On Tuesday, September 29th, Prime Minister Andrew Holness called on world leaders to assist developing nations to improve their digital capabilities. I believe that this is the first step to a new beginning – seeking help. Since COVID-19, more than ever, the world has been dependent on digital technology, and this only shows the differences in technological capabilities between the developed and developing nations. The developed world has done so much, and it is time for us, as a developing nations to step up and become great innovators. We’ve been aiming for the future but not moving towards it because we are so reliant on the developed nations whose successes we ‘piggy-back’ on.
We have not created any technology that can be of use to the world. Thus, we remain reliant on the technologies created by developed nations. Don’t you believe that it is time that we do? Technological giants such as Apple, Alphabet Inc, Facebook, Amazon, and Microsoft have been making strides in the United States in creating new technologies that drive the world forward, whether it be through e-commerce, transportation, robotics, or artificial intelligence.

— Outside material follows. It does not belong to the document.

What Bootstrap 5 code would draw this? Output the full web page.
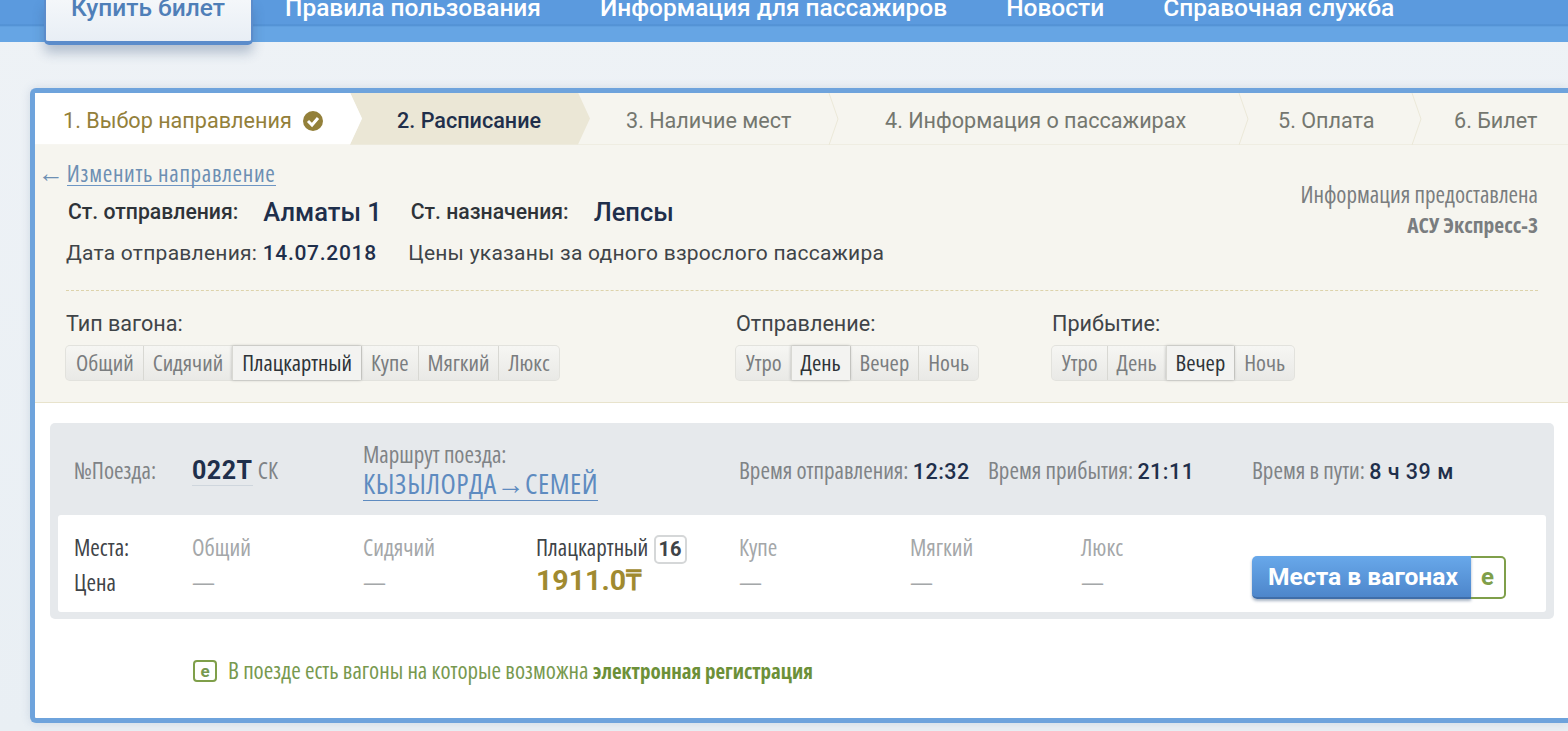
<!DOCTYPE html>
<html lang="ru">
<head>
  <meta charset="UTF-8">
  <title>Купить билет</title>
  <link href="https://cdn.jsdelivr.net/npm/bootstrap@5.3.3/dist/css/bootstrap.min.css" rel="stylesheet">
  <style>
    html, body { height: 731px; overflow: hidden; }
    body { background: linear-gradient(#eef2f6, #e9eff4); font-family: "Roboto", "Liberation Sans", sans-serif; color: #3f4448; font-size: 21px; line-height: 1.2; }
    .narrowtxt { font-family: "Open Sans", "Roboto", sans-serif; font-stretch: 75%; }
    .widetxt { font-family: "Roboto", sans-serif; font-stretch: 100%; }

    /* top menu */
    .topbar { height: 42px; background: linear-gradient(#5b9ade 0, #5b9ade 24px, #4e8dd0 25px, #66a5e4 27px, #66a5e4 100%); }
    .topmenu { height: 42px; padding-left: 44px; gap: 59px; }
    .topitem { color: #fff; font-size: 24.5px; font-weight: 500; line-height: 1; text-decoration: none; margin-top: -4px; white-space: nowrap; }
    .topitem-active { color: #4f7fb8; width: 209px; height: 45px; margin-top: 0; margin-right: -27px; padding-left: 25px; background: linear-gradient(#f4f7fa, #e8eef5); border: solid #5b8ccb; border-width: 0 2px 4px 2px; border-radius: 0 0 5px 5px; box-shadow: 0 8px 12px rgba(50, 80, 120, .3); }
    .topitem-active span { position: relative; top: -4px; }

    /* main panel */
    .mainpanel { margin: 46px 0 0 30px; height: 635px; background: #fff; border: 5px solid #6ea3dc; border-right: 0; border-radius: 6px 0 0 6px; box-shadow: 0 0 10px rgba(90, 120, 160, .2); }

    /* steps */
    .steps { height: 52px; background: #f6f5ef; border-bottom: 1px solid #efede2; color: #74776f; font-size: 21.6px; }
    .stepitem { height: 52px; flex: none; white-space: nowrap; padding-top: 4px; }
    .step-done { width: 327px; background: #fff; color: #93803a; padding-left: 28px; clip-path: polygon(0 0, 315px 0, 327px 50%, 315px 100%, 0 100%); margin-right: -12px; z-index: 1; }
    .step-now { width: 240px; background: #ebe7d6; color: #1f2f4b; font-weight: 500; padding-left: 47px; clip-path: polygon(0 0, 228px 0, 240px 50%, 228px 100%, 0 100%, 12px 50%); }
    .step-three { width: 238px; padding-left: 36px; }
    .step-four { width: 398px; padding-left: 45px; }
    .step-five { width: 161px; padding-left: 28px; }
    .step-six { padding-left: 31px; }
    .step-sep { width: 12px; height: 52px; flex: none; }
    .checkmark { width: 22px; height: 22px; margin-left: 10px; }

    /* filters */
    .filterbox { height: 258px; background: #f6f5ef; border-bottom: 1px solid #e8e3cc; position: relative; padding: 14px 30px 0 31px; }
    .backlink { margin-left: -28px; font-size: 26px; line-height: 26px; color: #6d8fb3; white-space: nowrap; }
    .backlink a { color: #6d8fb3; text-decoration: none; border-bottom: 1px solid #6d96c4; font-size: 23px; letter-spacing: .7px; line-height: 24px; display: inline-block; margin-left: -2px; }
    .stationrow { height: 40px; margin-top: 6px; padding-left: 2px; }
    .stationlabel { color: #2e3338; font-weight: 500; font-size: 21.2px; }
    .stationname { color: #1f2f4b; font-weight: 500; font-size: 25.5px; margin-left: 25px; margin-right: 29px; }
    .daterow { color: #3f4448; margin-top: 9px; letter-spacing: .25px; }
    .daterow b { color: #1f2f4b; font-weight: 500; letter-spacing: .7px; }
    .pricenote { margin-left: 26px; }
    .infosource { position: absolute; right: 30px; top: 34px; text-align: right; color: #7a7d7f; font-size: 23px; line-height: 30px; }
    .infosource b { font-size: 21.5px; }
    .dashline { border-top: 1px dashed #ddd3ab; margin: 24px 0 20px; }
    .filtergroup { flex: none; }
    .grouplabel { color: #3f4448; margin-bottom: 9px; font-size: 21.6px; }
    .seg-one { width: 670px; }
    .seg-two { width: 316px; }
    .segbtns { height: 34px; background: #e6e6e2; border-radius: 4px; box-shadow: 0 0 0 1px #e2e2dd; }
    .segbtn { padding: 0 9px; line-height: 33px; font-size: 22.5px; color: #7a7d7f; background: linear-gradient(#f6f6f3, #e9e9e6); border-left: 1px solid #d8d8d3; white-space: nowrap; }
    .segbtn:first-child { border-left: 0; border-radius: 4px 0 0 4px; padding-left: 10px; }
    .segbtn:last-child { border-radius: 0 4px 4px 0; }
    .segbtn-on { color: #2e3338; background: #f3f3f1; box-shadow: 0 0 3px rgba(0, 0, 0, .25); position: relative; }

    /* train */
    .traincard { margin: 20px 14px 0 15px; height: 196px; background: #e6e9ec; border-radius: 5px; padding: 0 8px 7px; }
    .trainhead { height: 92px; padding-top: 4px; }
    .head-num { width: 134px; padding-left: 16px; flex: none; }
    .head-code { width: 171px; flex: none; }
    .head-route { width: 376px; flex: none; }
    .head-dep { width: 249px; flex: none; }
    .head-arr { width: 264px; flex: none; }
    .muted-label { color: #7f8386; font-size: 23px; }
    .trainnum { color: #1f2f4b; font-weight: 700; font-size: 25px; border-bottom: 1px solid #cfd6dd; letter-spacing: .5px; }
    .trainhead b { color: #1f2f4b; font-weight: 500; letter-spacing: .5px; font-size: 21.5px; }
    .routelink { color: #5e8bc0; text-decoration: none; border-bottom: 1px solid #5e8bc0; font-size: 28px; letter-spacing: .5px; line-height: 31px; display: inline-block; }
    .routearrow { font-family: "Liberation Sans", sans-serif; font-stretch: 100%; }
    .seatrow { height: 97px; background: #fff; border-radius: 3px; display: grid; grid-template-columns: 134px 171px 173px 203px 171px 171px 171px auto; padding-top: 15px; }
    .seatlabels { padding-left: 16px; color: #3f4448; font-size: 23px; line-height: 35px; }
    .seatcol { color: #a4a7a9; font-size: 23px; line-height: 35px; }
    .seatcol-on { color: #3f4448; }
    .seatcount { display: inline-block; border: 2px solid #d5d7d8; border-radius: 5px; font-weight: 700; font-size: 20px; line-height: 25px; padding: 0 3px; margin-left: 1px; }
    .seatprice { color: #a08a30; font-weight: 700; font-size: 28.5px; line-height: 32px; }
    .btnwagons { height: 43px; margin-top: 26px; width: 254px; }
    .btnwagons-main { width: 219px; background: linear-gradient(#68a8ea, #4d86cb); color: #fff; font-weight: 700; font-size: 24.6px; padding-left: 3px; border-bottom: 2px solid #3f6da8; border-radius: 5px 0 0 5px; box-shadow: 0 2px 3px rgba(40, 70, 110, .4); }
    .btnwagons-e { width: 35px; border: 2px solid #7f9f4a; border-left: 0; border-radius: 0 5px 5px 0; color: #7f9f4a; font-weight: 700; font-size: 24px; }

    /* legend */
    .legendrow { margin: 38px 0 0 158px; color: #77994f; font-size: 23px; }
    .legendrow b { font-weight: 700; color: #6c9038; font-size: 21px; }
    .legendmark { width: 24px; height: 22px; border: 2px solid #7f9f4a; border-radius: 4px; font-size: 17px; font-weight: 700; line-height: 16px; margin-right: 11px; }
  </style>
</head>
<body>

  <!-- Верхнее меню -->
  <div class="topbar">
    <div class="topmenu d-flex align-items-start">
      <a class="topitem topitem-active" href="#"><span>Купить билет</span></a>
      <a class="topitem" href="#">Правила пользования</a>
      <a class="topitem" href="#">Информация для пассажиров</a>
      <a class="topitem" href="#">Новости</a>
      <a class="topitem" href="#">Справочная служба</a>
    </div>
  </div>

  <div class="mainpanel">

    <!-- Шаги -->
    <div class="steps d-flex align-items-center">
      <div class="stepitem step-done d-flex align-items-center">1. Выбор направления
        <svg class="checkmark" viewBox="0 0 22 22"><circle cx="11" cy="11" r="10" fill="#93803a"/><path d="M6 11l4 4 6-7" fill="none" stroke="#fff" stroke-width="3"/></svg>
      </div>
      <div class="stepitem step-now d-flex align-items-center">2. Расписание</div>
      <div class="stepitem step-three d-flex align-items-center">3. Наличие мест</div>
      <svg class="step-sep" viewBox="0 0 12 52"><path d="M1 0l9 26-9 26" fill="none" stroke="#ebe8d8"/></svg>
      <div class="stepitem step-four d-flex align-items-center">4. Информация о пассажирах</div>
      <svg class="step-sep" viewBox="0 0 12 52"><path d="M1 0l9 26-9 26" fill="none" stroke="#ebe8d8"/></svg>
      <div class="stepitem step-five d-flex align-items-center">5. Оплата</div>
      <svg class="step-sep" viewBox="0 0 12 52"><path d="M1 0l9 26-9 26" fill="none" stroke="#ebe8d8"/></svg>
      <div class="stepitem step-six d-flex align-items-center">6. Билет</div>
    </div>

    <!-- Направление и фильтры -->
    <div class="filterbox">
      <div class="backlink narrowtxt">← <a href="#">Изменить направление</a></div>
      <div class="stationrow d-flex align-items-center">
        <span class="stationlabel">Ст. отправления:</span>
        <span class="stationname">Алматы 1</span>
        <span class="stationlabel">Ст. назначения:</span>
        <span class="stationname">Лепсы</span>
      </div>
      <div class="daterow">Дата отправления: <b>14.07.2018</b> <span class="pricenote">Цены указаны за одного взрослого пассажира</span></div>
      <div class="infosource narrowtxt">Информация предоставлена<br><b>АСУ Экспресс-3</b></div>
      <div class="dashline"></div>
      <div class="d-flex">
        <div class="filtergroup seg-one">
          <div class="grouplabel">Тип вагона:</div>
          <div class="segbtns d-inline-flex narrowtxt">
            <span class="segbtn">Общий</span><span class="segbtn">Сидячий</span><span class="segbtn segbtn-on">Плацкартный</span><span class="segbtn">Купе</span><span class="segbtn">Мягкий</span><span class="segbtn">Люкс</span>
          </div>
        </div>
        <div class="filtergroup seg-two">
          <div class="grouplabel">Отправление:</div>
          <div class="segbtns d-inline-flex narrowtxt">
            <span class="segbtn">Утро</span><span class="segbtn segbtn-on">День</span><span class="segbtn">Вечер</span><span class="segbtn">Ночь</span>
          </div>
        </div>
        <div class="filtergroup">
          <div class="grouplabel">Прибытие:</div>
          <div class="segbtns d-inline-flex narrowtxt">
            <span class="segbtn">Утро</span><span class="segbtn">День</span><span class="segbtn segbtn-on">Вечер</span><span class="segbtn">Ночь</span>
          </div>
        </div>
      </div>
    </div>

    <!-- Поезд -->
    <div class="traincard">
      <div class="trainhead d-flex align-items-center">
        <div class="head-num muted-label narrowtxt">№Поезда:</div>
        <div class="head-code"><span class="trainnum">022Т</span> <span class="muted-label narrowtxt">СК</span></div>
        <div class="head-route narrowtxt">
          <div class="muted-label">Маршрут поезда:</div>
          <a class="routelink" href="#">КЫЗЫЛОРДА<span class="routearrow">→</span>СЕМЕЙ</a>
        </div>
        <div class="head-dep muted-label narrowtxt">Время отправления: <b class="widetxt">12:32</b></div>
        <div class="head-arr muted-label narrowtxt">Время прибытия: <b class="widetxt">21:11</b></div>
        <div class="muted-label narrowtxt">Время в пути: <b class="widetxt">8 ч 39 м</b></div>
      </div>
      <div class="seatrow">
        <div class="seatlabels narrowtxt">Места:<br>Цена</div>
        <div class="seatcol narrowtxt">Общий<br>—</div>
        <div class="seatcol narrowtxt">Сидячий<br>—</div>
        <div class="seatcol seatcol-on narrowtxt">Плацкартный <span class="seatcount widetxt">16</span><div class="seatprice widetxt">1911.0₸</div></div>
        <div class="seatcol narrowtxt">Купе<br>—</div>
        <div class="seatcol narrowtxt">Мягкий<br>—</div>
        <div class="seatcol narrowtxt">Люкс<br>—</div>
        <div class="btnwagons d-flex">
          <div class="btnwagons-main d-flex align-items-center justify-content-center">Места в вагонах</div>
          <div class="btnwagons-e d-flex align-items-center justify-content-center">e</div>
        </div>
      </div>
    </div>

    <div class="legendrow d-flex align-items-center">
      <span class="legendmark d-flex align-items-center justify-content-center">e</span>
      <span class="narrowtxt">В поезде есть вагоны на которые возможна <b>электронная регистрация</b></span>
    </div>
  </div>

  <script src="https://cdn.jsdelivr.net/npm/bootstrap@5.3.3/dist/js/bootstrap.bundle.min.js"></script>
</body>
</html>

Da-Jiang Innovations (DJI) Technology, a Chinese company, took the world by storm when they launched their drones and camera technologies, and now they own 74% of the world’s consumer market, as of 2018. We have the human resources that are capable to push us forward and leave a behemoth footprint in the new world of technological advancement. We just need to make the first step towards becoming not just an ideological nation but also a technology-driven one.

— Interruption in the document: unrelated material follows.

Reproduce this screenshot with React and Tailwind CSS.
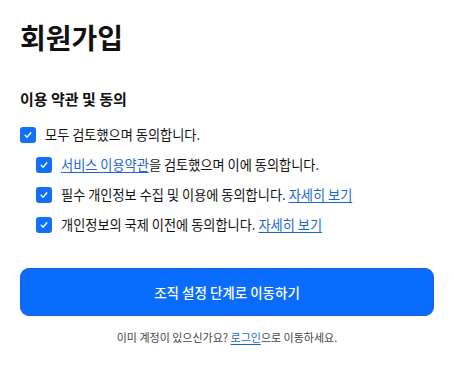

I believe that we, as developing nations, need to create a collective Research and Development Ministry, whose mandate is to drive the technological divide between the developing and the developed nations to an end. This sector would be responsible specifically for researching and developing various technologies, whether it be for transportation, e-commerce, agriculture, medicine, or data-security. This might sound like a joke to some people as they believe that small developing countries such as Jamaica are too poor and should be focusing more on getting the latest technologies.
Through this action, I believe that we will take a step away from being dependent on developed nations and become a nation that others can also depend on because of our technological advancement. Just imagine: Jamaica creating a social media network that rivals both Facebook and Instagram? Or creating an electricity-run car that rivals Tesla’s electric cars. Is something like this possible? Yes, it is.

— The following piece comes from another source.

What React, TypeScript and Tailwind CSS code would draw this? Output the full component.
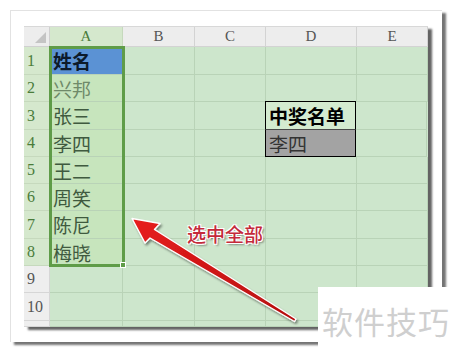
const cols = [
  { key: "A", w: "w-[73px]" },
  { key: "B", w: "w-[72px]" },
  { key: "C", w: "w-[71px]" },
  { key: "D", w: "w-[91px]" },
  { key: "E", w: "w-[71px]" },
];

const rowHeights = ["h-[28px]", "h-[27px]", "h-[28px]", "h-[27px]", "h-[27px]", "h-[27px]", "h-[28px]", "h-[27px]", "h-[27px]", "h-[28px]", "h-[6px]"];

const names = ["姓名", "兴邦", "张三", "李四", "王二", "周笑", "陈尼", "梅晓"];

const cjk = { fontFamily: '"Noto Sans CJK SC", "Noto Sans", sans-serif' };
const serif = { fontFamily: '"Liberation Serif", "DejaVu Serif", serif' };

function Cell({ row, col }: { row: number; col: string }) {
  const base = "shrink-0 border-r border-b border-[#b9d3b7] flex items-center pl-[3px] text-[19px] leading-none";
  const w = cols.find((c) => c.key === col)!.w;

  if (col === "A" && row === 1) {
    return (
      <div className={`${base} ${w} bg-[#5b92d4] font-bold text-[#0d1a2a]`} style={cjk}>
        姓名
      </div>
    );
  }
  if (col === "A" && row <= 8) {
    return (
      <div className={`${base} ${w} bg-[#c7e5bd] ${row === 2 ? "text-[#6f8a69]" : "text-[#3f5a3f]"}`} style={cjk}>
        {names[row - 1]}
      </div>
    );
  }
  if (col === "D" && row === 3) {
    return (
      <div className={`${base} ${w} bg-[#d4ebd0] font-bold text-black border-l border-t border-r-black border-b-[#4a4a4a] border-l-black border-t-black -ml-px -mt-px`} style={cjk}>
        中奖名单
      </div>
    );
  }
  if (col === "D" && row === 4) {
    return (
      <div className={`${base} ${w} bg-[#a3a3a3] text-[#333] border-l border-l-black border-r-black border-b-black -ml-px`} style={cjk}>
        李四
      </div>
    );
  }
  return <div className={`${base} ${w} bg-[#cde6cc]`} />;
}

export default function App() {
  return (
    <div className="relative w-[454px] h-[354px] bg-white overflow-hidden">
      <div className="pt-[10px] pl-[10px]">
        <div className="w-[432px] h-[332px] bg-white border-t border-l border-[#e2e2e2] shadow-[4px_3px_2px_rgba(70,70,70,0.75)] pt-[15px] pl-[13px]">
          <div className="w-[404px] h-[301px] bg-[#cde6cc] overflow-hidden shadow-[4px_3px_2px_rgba(60,60,60,0.8)] border-t border-[#d8d8d8]">
            {/* header */}
            <div className="flex h-[20px]">
              <div className="w-[26px] shrink-0 bg-[#ededed] border-r border-b border-[#d0d0d0] relative">
                <div className="absolute right-[3px] bottom-[3px] w-0 h-0 border-l-[11px] border-l-transparent border-b-[11px] border-b-[#c4c4c4]" />
              </div>
              {cols.map((c) => (
                <div
                  key={c.key}
                  className={`${c.w} shrink-0 flex items-center justify-center text-[15px] border-r border-b ${
                    c.key === "A" ? "bg-[#d5e8cd] text-[#4a7c3a] border-[#c6d9bd]" : "bg-[#ededed] text-[#555] border-[#d3d3d3]"
                  }`}
                  style={serif}
                >
                  {c.key}
                </div>
              ))}
            </div>
            {rowHeights.map((h, i) => {
              const row = i + 1;
              const sel = row <= 8;
              return (
                <div key={row} className={`flex ${h}`}>
                  <div
                    className={`w-[26px] shrink-0 flex items-center pl-[3px] text-[16px] border-r border-b ${
                      sel ? "bg-[#d5e8cd] text-[#4a7c3a] border-[#c6d9bd]" : "bg-[#eeeeee] text-[#555] border-[#d6d6d6]"
                    }`}
                    style={serif}
                  >
                    {row <= 10 ? row : ""}
                  </div>
                  {cols.map((c) => (
                    <Cell key={c.key} row={row} col={c.key} />
                  ))}
                </div>
              );
            })}
          </div>
        </div>
      </div>

      {/* selection outline over column A */}
      <div className="absolute left-[49px] top-[46px] w-[76px] h-[221px] border-[3px] border-[#5f9c48]" />
      <div className="absolute left-[120px] top-[262px] w-[6px] h-[6px] bg-[#5f9c48] border border-white" />

      {/* arrow */}
      <svg className="absolute left-0 top-0" width="454" height="354" viewBox="0 0 454 354">
        <defs>
          <linearGradient id="ar" x1="0" y1="0" x2="1" y2="1">
            <stop offset="0" stopColor="#e81e1e" />
            <stop offset="1" stopColor="#b50f0f" />
          </linearGradient>
          <filter id="sh" x="-10%" y="-10%" width="130%" height="130%">
            <feDropShadow dx="1.5" dy="2" stdDeviation="1.2" floodColor="#000" floodOpacity="0.45" />
          </filter>
        </defs>
        <polygon
          points="132,218.5 160,223.5 154.5,229.5 296,319 294.5,321.5 150,238 145,243"
          fill="url(#ar)"
          stroke="#ffffff"
          strokeWidth="1.4"
          strokeLinejoin="round"
          filter="url(#sh)"
        />
      </svg>

      <div
        className="absolute left-[187px] top-[224px] text-[19px] leading-none font-medium text-[#c42a3a] [text-shadow:1px_1px_0_#fff,-1px_-1px_0_#fff,1px_-1px_0_#fff,-1px_1px_0_#fff,2px_2px_2px_rgba(0,0,0,0.4)]"
        style={cjk}
      >
        选中全部
      </div>

      {/* watermark */}
      <div className="absolute left-[318px] top-[287px] w-[136px] h-[67px] bg-white flex items-center pl-[4px]">
        <span className="text-[31px] leading-none text-[#cfcfcf] tracking-[1px]" style={cjk}>
          软件技巧
        </span>
      </div>
    </div>
  );
}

Instagram was created with limited resources and it was able to grow until it became a prime competitor to both Facebook and Snapchat. The internet has made the same technologies, resources, and software available to us as to any other country. All we need to do is to utilize them in the same way. We can become pioneers if we strive for it instead of becoming reliant.
Crisan Evans is a content creator and journalist whose passion lies in unravelling stories, reading, and writing poetry and other creatives. She completed her studies in Journalism at CARIMAC, UWI and wants to contribute to changes in society through her journalism career.